On Monday afternoon, the UN General Assembly will convene to discuss the “Question of Palestine” and if this is redolent of the Nazi “Final Solution” the comparison is accurate. The General Assembly is scheduled to adopt six resolutions condemning only Israel for violations of human rights. This will bring the total thus far this year to twenty such resolutions as opposed to four resolutions critical of any of the remaining 191 UN member nations.
Israel is not “occupying” land that belongs to a Palestinian state because no such state exists. It has occupied land won repeatedly in combat for its very existence. In recent years it ceded the Gaza strip to the Palestinian Liberation Authority, Fatah, but the result has been that Hamas drove Fatah from Gaza at gunpoint and now uses it to launch rockets against Israel on a daily basis.

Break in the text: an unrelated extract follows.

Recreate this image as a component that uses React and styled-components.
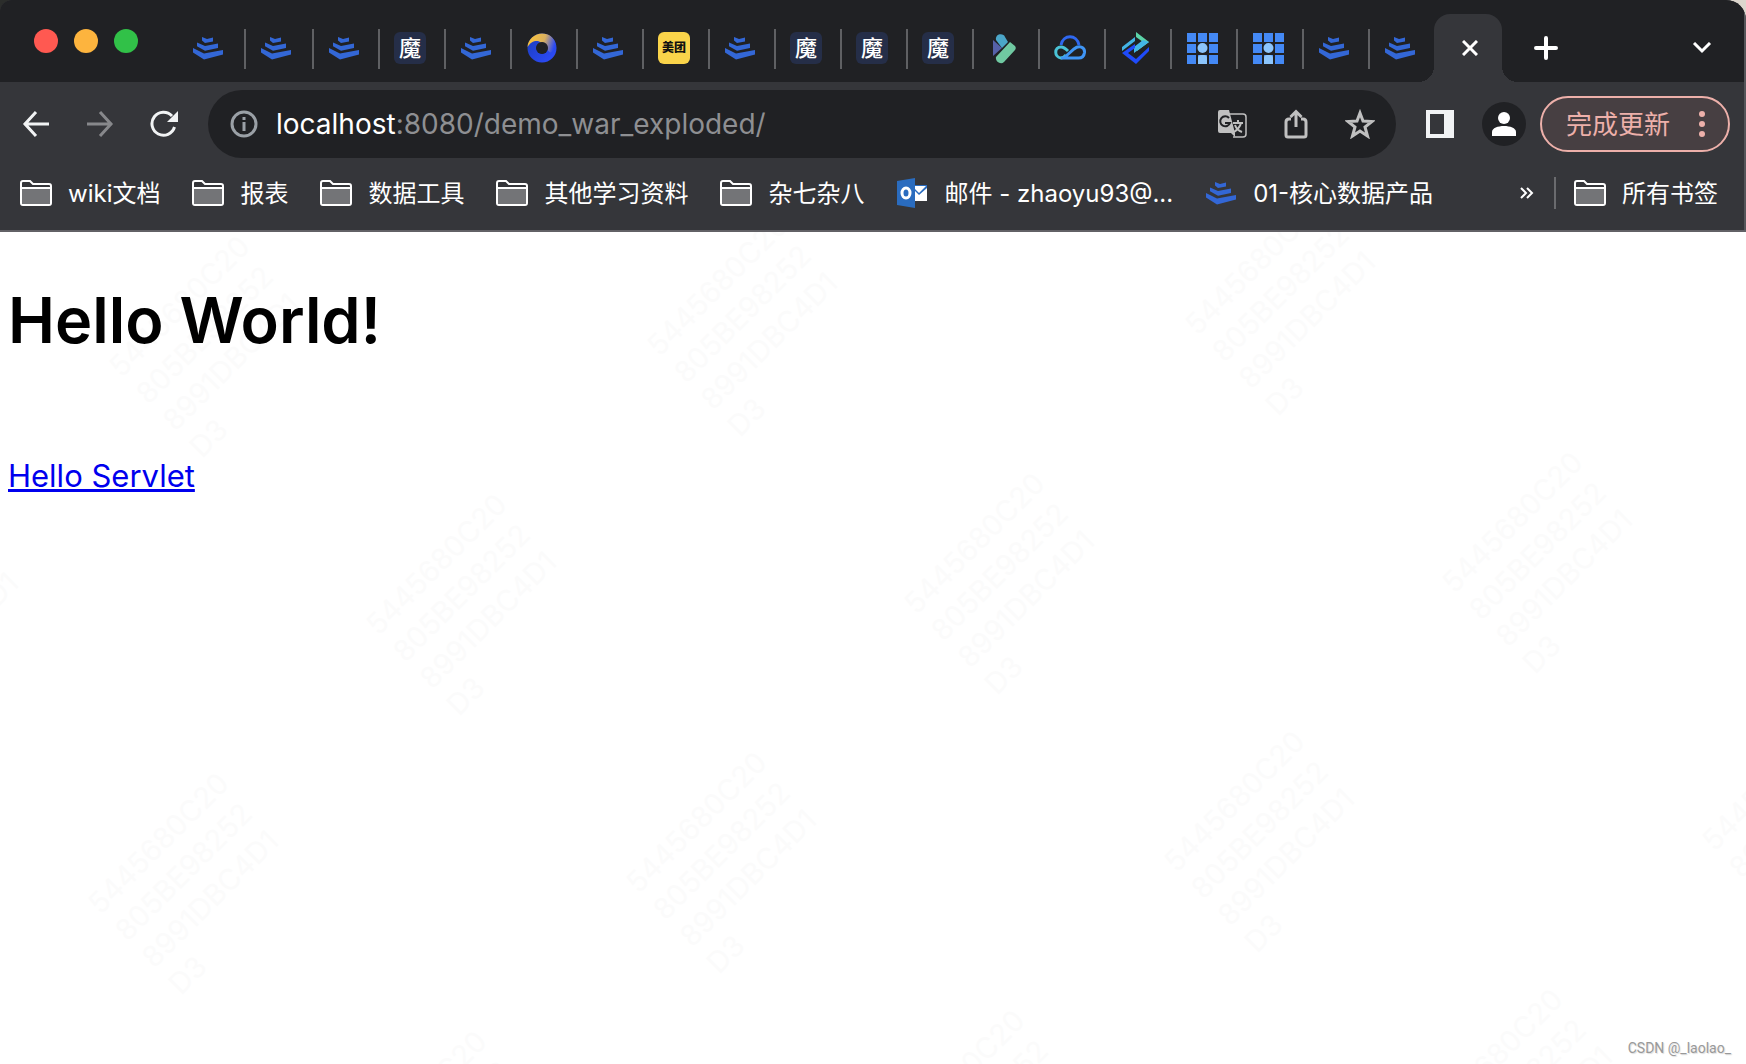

The West Bank, by any international standard, is a legitimate part of Israel.
The Arabs who did not flee Israel in 1947 were the lucky ones. They were able to remain in the only functioning, true democracy in the Middle East and today their children and grandchildren number more than a million Israel citizens, some of whom serve in the Israeli Knesset or parliament, on the Israeli Supreme Court benches, and as tenured professors in Israeli colleges and universities.
The United Nations continues to promulgate the most offensive anti-Semitism found anywhere in the world and Monday’s observance is just one aspect of it. Its “Durban II” conference on racism to be held in Geneva in April 2009 will be a repeat of the hateful first conference that was boycotted by several nations, including the United States. It should be condemned and avoided by all nations that take the professed UN Human Rights declaration at its word.
Those attending Monday’s International Day of Solidarity with the Palestinian People should be hosed down and driven from the chambers where it is held. The General Assembly should be seen for what it is, a place of shame, duplicity, and genocidal hatred in which no civilized nation should take its seat.